Work instructions
Report, as a bare number, how many lines of the material below contain the word "this".

++++ Provided entries

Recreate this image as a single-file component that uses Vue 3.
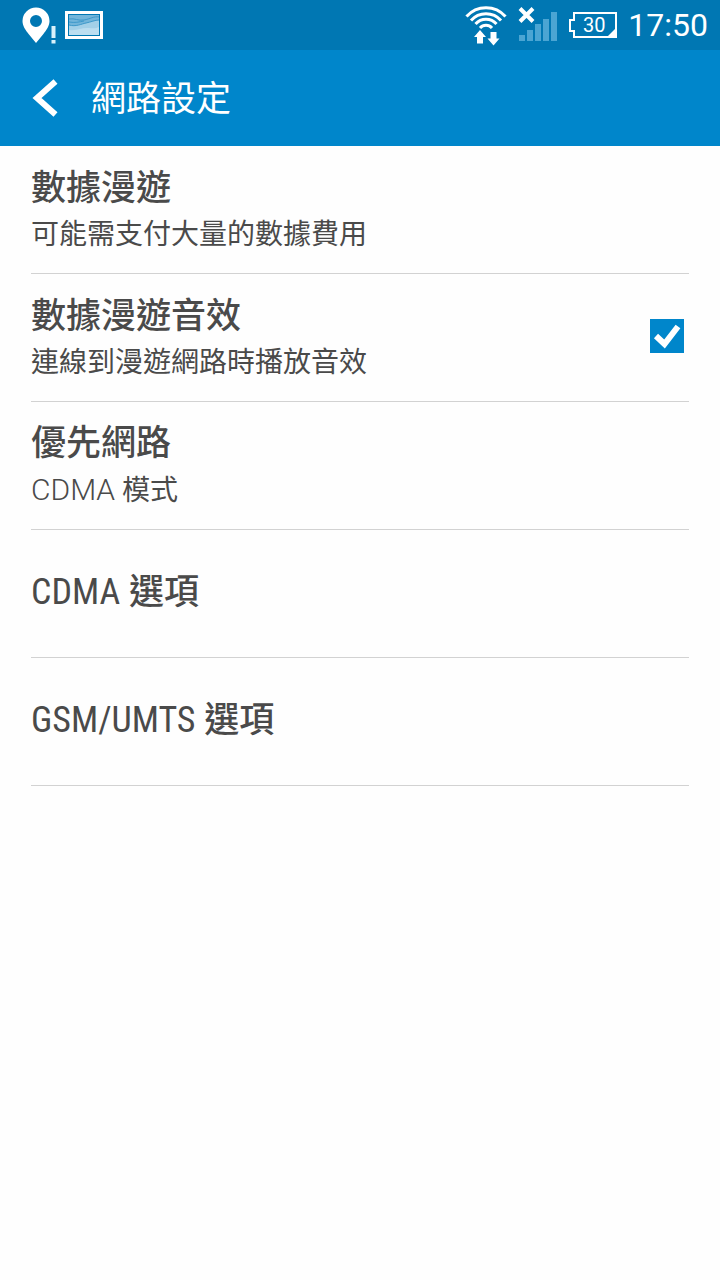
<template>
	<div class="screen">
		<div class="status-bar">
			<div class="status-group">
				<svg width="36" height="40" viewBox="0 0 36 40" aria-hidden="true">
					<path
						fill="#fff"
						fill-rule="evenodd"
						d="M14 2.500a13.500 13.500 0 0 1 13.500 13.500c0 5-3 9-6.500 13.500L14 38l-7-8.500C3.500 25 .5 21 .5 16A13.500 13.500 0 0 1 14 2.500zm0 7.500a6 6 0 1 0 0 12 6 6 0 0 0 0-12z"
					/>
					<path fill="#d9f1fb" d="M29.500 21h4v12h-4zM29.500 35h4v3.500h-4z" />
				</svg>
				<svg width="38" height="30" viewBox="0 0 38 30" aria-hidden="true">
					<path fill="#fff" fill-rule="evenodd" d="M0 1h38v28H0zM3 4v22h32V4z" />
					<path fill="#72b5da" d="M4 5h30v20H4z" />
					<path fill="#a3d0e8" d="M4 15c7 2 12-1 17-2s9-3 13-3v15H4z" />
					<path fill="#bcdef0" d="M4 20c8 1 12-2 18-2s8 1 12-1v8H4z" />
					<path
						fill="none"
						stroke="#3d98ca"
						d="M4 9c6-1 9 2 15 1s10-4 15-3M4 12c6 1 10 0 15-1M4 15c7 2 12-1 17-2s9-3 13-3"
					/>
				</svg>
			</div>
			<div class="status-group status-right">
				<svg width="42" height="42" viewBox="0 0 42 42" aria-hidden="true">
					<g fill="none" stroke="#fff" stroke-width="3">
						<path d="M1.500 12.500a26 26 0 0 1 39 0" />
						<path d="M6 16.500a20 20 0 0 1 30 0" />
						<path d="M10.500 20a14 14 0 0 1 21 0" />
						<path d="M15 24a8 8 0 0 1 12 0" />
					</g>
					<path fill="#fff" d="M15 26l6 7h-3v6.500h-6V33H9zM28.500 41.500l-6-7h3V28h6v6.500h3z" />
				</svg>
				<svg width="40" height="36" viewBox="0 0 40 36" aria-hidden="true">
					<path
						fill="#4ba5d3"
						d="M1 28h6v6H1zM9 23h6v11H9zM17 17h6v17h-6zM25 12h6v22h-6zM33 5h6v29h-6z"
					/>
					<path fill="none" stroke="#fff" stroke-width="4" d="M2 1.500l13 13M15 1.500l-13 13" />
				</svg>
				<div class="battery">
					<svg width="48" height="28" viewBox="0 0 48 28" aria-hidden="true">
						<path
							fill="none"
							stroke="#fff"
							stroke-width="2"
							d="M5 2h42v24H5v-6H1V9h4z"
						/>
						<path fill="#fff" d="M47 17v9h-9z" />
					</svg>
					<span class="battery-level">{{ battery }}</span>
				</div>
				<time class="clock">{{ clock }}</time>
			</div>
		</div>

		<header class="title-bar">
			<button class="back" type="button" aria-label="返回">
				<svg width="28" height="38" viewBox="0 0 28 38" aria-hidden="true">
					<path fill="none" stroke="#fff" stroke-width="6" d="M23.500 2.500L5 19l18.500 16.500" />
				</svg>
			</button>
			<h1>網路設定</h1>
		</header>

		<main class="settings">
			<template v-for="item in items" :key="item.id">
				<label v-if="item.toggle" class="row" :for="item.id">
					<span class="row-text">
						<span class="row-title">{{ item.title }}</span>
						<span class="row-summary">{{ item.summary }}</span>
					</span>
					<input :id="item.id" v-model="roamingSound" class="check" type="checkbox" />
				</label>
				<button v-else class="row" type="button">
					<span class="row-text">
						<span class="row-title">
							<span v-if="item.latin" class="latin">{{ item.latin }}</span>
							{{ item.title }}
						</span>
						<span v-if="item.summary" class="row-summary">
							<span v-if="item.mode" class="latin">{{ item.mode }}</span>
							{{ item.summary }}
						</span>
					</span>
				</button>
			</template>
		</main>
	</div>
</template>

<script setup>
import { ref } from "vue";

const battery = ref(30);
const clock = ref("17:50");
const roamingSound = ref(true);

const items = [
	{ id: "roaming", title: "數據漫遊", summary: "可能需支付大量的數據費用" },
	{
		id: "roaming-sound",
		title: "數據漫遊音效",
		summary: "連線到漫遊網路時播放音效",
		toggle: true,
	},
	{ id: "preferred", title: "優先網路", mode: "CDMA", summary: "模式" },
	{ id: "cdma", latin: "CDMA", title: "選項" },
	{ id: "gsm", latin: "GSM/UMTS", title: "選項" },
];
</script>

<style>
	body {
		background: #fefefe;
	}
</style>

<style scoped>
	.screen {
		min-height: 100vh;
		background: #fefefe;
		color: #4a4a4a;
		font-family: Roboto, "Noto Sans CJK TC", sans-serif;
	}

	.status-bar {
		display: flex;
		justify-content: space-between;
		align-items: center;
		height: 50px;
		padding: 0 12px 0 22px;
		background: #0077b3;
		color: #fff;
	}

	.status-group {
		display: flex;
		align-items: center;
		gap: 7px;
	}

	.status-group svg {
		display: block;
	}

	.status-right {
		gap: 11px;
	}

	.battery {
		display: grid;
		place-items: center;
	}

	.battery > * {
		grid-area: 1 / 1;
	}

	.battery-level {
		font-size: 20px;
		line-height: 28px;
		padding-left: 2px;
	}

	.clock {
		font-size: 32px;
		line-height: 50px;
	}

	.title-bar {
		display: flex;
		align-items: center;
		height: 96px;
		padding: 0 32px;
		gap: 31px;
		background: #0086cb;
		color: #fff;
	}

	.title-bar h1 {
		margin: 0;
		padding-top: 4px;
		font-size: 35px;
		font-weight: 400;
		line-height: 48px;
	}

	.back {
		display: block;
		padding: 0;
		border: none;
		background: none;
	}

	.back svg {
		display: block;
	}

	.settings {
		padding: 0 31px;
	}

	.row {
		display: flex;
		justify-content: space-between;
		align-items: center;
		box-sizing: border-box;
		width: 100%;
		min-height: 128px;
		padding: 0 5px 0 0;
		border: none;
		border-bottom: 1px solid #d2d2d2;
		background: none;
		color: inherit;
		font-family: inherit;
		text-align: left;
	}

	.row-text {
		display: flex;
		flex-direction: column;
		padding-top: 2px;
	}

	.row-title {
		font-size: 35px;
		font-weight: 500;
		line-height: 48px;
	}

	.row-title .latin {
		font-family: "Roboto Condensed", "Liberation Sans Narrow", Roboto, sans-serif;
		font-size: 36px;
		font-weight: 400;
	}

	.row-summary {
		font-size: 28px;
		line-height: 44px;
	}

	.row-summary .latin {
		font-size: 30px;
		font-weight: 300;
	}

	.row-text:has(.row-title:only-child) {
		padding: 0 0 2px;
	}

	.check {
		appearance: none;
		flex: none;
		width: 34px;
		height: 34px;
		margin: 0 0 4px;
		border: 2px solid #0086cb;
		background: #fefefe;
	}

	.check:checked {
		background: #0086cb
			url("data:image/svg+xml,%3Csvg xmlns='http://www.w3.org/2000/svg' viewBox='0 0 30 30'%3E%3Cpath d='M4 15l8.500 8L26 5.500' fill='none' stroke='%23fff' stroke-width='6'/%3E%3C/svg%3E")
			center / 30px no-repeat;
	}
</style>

++++++++
++++ Provided entries

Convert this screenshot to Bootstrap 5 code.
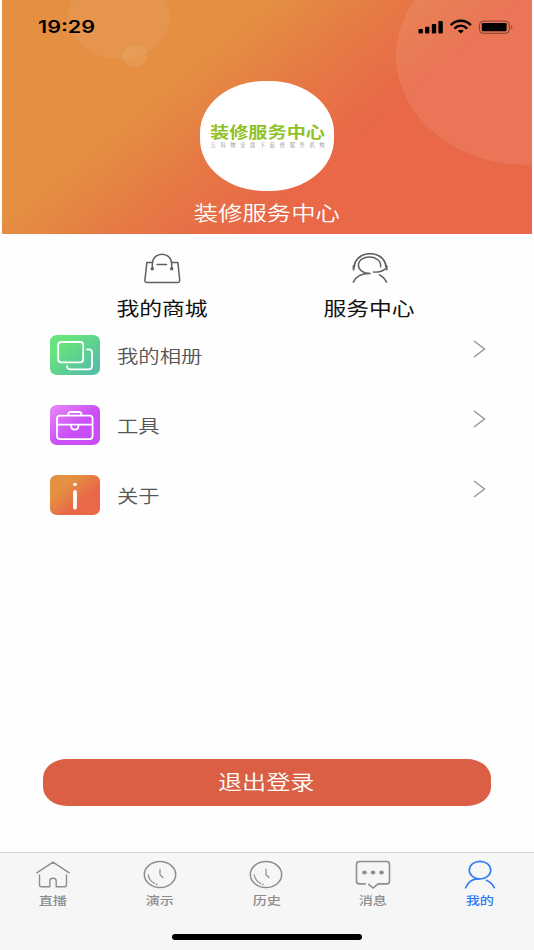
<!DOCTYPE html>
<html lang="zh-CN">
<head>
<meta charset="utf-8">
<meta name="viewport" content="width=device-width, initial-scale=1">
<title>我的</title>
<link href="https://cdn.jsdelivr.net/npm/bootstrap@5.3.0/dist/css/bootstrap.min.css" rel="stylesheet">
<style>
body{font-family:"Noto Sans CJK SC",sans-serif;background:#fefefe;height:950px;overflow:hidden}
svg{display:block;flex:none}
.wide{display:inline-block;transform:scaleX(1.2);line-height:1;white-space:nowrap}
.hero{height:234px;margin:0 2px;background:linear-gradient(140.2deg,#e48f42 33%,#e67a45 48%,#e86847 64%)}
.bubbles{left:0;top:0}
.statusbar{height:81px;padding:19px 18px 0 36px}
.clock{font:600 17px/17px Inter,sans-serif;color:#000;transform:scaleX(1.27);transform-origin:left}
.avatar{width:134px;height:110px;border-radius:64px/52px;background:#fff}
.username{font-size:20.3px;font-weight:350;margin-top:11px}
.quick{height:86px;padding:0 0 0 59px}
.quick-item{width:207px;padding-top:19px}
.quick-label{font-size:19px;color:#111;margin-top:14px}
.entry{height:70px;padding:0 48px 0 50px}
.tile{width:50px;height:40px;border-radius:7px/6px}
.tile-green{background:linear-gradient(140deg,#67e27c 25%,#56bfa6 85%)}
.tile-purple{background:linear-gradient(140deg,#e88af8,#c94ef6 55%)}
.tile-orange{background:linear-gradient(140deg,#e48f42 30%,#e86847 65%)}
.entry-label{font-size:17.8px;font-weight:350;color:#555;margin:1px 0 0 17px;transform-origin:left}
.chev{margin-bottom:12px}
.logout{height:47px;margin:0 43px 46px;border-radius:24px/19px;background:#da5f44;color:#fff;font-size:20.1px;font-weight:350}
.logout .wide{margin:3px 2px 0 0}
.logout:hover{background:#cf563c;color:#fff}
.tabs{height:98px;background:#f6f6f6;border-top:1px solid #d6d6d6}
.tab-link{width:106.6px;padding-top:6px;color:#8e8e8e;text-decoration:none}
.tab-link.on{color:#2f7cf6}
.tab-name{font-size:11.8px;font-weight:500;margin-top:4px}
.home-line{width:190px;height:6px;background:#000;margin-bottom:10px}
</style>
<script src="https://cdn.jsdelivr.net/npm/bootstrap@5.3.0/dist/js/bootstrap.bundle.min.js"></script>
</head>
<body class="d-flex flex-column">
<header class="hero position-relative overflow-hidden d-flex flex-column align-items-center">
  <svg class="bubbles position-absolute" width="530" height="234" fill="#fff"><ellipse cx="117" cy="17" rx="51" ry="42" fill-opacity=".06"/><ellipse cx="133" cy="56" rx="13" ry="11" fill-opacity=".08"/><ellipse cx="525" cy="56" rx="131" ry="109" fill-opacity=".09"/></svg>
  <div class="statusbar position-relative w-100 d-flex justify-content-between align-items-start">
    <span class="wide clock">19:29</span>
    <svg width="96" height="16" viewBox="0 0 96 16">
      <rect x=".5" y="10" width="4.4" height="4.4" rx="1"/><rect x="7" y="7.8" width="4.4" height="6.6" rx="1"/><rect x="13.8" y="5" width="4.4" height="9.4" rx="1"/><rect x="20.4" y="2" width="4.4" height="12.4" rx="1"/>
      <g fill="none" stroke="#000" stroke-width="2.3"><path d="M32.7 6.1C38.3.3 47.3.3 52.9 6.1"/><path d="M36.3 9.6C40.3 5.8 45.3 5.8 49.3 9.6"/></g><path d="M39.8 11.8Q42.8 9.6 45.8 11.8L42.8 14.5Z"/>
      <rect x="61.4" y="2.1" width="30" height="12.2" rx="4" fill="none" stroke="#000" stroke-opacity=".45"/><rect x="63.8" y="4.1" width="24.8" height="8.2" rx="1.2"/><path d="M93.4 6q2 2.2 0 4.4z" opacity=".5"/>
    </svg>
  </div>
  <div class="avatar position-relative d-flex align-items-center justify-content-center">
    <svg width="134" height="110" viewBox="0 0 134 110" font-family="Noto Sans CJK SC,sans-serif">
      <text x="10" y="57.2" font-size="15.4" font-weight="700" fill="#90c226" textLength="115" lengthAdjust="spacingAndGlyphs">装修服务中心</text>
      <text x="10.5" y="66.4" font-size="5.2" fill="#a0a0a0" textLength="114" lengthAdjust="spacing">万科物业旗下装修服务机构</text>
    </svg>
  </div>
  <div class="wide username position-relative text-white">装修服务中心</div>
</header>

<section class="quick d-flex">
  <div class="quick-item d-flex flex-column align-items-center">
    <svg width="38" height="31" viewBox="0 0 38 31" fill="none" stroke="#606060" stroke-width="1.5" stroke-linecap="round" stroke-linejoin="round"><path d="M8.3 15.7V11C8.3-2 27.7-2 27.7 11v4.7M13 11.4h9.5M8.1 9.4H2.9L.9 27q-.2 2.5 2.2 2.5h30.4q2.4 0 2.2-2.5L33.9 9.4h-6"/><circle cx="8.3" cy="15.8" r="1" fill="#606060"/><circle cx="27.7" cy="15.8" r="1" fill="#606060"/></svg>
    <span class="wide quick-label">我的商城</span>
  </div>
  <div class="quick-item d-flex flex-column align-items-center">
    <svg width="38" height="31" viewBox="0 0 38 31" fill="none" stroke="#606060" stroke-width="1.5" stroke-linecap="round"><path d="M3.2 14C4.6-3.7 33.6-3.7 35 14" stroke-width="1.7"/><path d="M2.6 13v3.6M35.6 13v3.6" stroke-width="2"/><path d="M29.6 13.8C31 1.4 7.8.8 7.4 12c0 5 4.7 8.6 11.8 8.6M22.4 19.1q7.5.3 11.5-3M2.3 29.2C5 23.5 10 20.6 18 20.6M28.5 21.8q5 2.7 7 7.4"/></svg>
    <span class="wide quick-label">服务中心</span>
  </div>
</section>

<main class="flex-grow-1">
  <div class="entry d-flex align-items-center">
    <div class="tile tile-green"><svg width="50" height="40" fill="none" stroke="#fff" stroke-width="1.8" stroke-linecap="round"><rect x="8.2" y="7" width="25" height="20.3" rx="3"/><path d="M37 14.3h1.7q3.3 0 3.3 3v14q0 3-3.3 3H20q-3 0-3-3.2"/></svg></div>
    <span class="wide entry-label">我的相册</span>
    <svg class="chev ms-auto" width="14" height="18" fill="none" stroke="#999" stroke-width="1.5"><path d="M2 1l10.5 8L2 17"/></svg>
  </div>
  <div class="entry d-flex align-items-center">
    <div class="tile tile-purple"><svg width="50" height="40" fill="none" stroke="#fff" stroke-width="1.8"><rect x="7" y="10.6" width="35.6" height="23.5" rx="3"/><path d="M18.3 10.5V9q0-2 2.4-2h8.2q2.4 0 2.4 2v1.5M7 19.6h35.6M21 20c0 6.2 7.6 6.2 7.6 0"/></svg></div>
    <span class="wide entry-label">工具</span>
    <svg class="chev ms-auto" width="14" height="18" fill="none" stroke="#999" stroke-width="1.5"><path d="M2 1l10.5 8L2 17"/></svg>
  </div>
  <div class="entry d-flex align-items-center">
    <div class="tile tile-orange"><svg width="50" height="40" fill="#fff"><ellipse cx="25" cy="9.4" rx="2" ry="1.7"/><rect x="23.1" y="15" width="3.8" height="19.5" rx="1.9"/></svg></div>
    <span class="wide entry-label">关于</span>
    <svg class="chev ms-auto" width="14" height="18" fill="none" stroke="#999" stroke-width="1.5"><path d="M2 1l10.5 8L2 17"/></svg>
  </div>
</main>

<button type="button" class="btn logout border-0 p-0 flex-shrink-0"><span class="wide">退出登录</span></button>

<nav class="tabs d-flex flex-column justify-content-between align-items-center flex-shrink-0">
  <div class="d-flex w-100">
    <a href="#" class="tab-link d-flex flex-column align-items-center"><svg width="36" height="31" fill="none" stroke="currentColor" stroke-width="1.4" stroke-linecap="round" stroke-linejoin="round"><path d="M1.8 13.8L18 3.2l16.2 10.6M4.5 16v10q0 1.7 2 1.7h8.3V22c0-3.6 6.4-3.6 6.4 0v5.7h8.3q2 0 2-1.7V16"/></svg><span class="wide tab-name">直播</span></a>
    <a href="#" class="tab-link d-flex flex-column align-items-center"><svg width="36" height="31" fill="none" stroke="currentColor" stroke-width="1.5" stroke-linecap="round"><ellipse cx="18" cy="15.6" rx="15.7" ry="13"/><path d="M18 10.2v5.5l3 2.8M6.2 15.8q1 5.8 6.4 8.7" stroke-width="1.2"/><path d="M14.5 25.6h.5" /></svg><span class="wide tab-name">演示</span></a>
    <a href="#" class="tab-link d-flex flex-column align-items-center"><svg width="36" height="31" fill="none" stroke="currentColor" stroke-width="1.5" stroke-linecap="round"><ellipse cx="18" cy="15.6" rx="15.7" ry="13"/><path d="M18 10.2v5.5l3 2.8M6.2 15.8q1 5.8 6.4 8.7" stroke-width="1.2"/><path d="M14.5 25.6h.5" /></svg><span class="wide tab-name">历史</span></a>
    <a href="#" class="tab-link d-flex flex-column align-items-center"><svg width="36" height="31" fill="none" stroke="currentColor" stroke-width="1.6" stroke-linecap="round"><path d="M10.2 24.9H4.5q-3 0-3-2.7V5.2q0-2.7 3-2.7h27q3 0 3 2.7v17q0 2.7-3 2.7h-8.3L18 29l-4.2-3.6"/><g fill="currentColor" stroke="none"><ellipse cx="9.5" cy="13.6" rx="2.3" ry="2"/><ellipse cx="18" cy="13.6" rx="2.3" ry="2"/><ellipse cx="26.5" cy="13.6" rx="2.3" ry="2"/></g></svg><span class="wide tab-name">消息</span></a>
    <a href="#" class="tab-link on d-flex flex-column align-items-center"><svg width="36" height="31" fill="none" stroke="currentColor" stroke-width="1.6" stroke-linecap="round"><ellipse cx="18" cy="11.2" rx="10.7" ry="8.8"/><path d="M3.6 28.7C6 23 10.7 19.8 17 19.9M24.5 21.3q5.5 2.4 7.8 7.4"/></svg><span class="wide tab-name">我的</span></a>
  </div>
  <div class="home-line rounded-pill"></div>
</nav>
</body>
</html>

++++++++

Output of the task
2